The Timeline of Islamic Revolution in Iran
The Timeline of Islamic Revolution in Iran
The new Iranian calendar year of 1979 began as people across the country angry with events of January 9, 1978, cried their wrath and hatred for the ruling Pahlavi dynasty.
Imam Khomeini, the then Leader of the Islamic Revolution, although in exile, led the Revolution’s events. He invited people to do their best and resist until the downfall of Shah’s regime. Imam also made people aware of plots hatched by enemies which could deviate the revolution from its goals.
The Iranian people held massive protest rallies in different cities after the Eid al-Adha’s prayers with the largest one was staged in Tehran and lasted for several hours. The unity and solidarity of the protestors and their apparent opposition to the ruling system made Shah’s regime seriously concerned.
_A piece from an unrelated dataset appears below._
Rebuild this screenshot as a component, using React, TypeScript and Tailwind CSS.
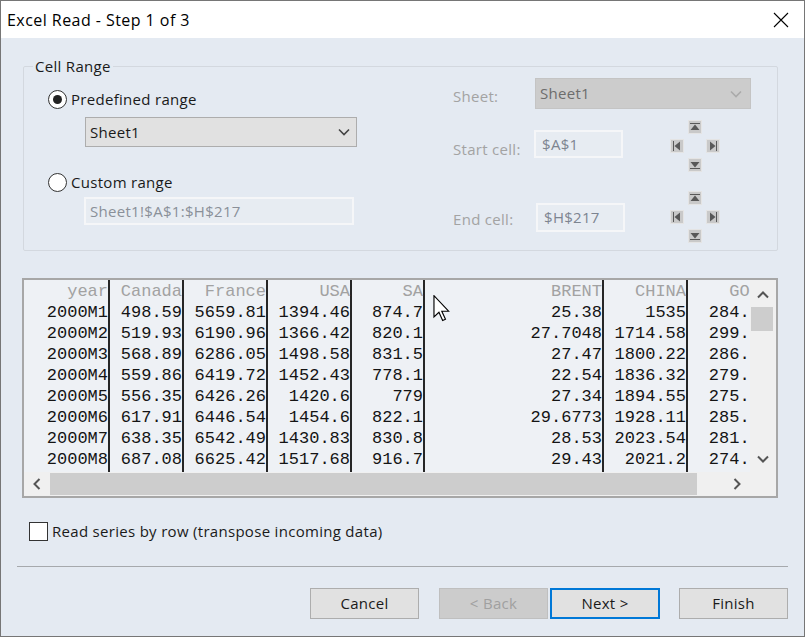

In addition, large crowds of women joined the demonstration, sending the signal that all efforts of the regime for creating division between women and the religion were doomed to fail.
September 7, 1979
The marchers also declared that they would continue the protest for another day, later known as bloody September 7 in Iran, despite curfew imposed by the government. Next day, people took to the streets in many cities, chanting “down with Shah” and “The God is Great” and stood bravely against shots fired by the government forces.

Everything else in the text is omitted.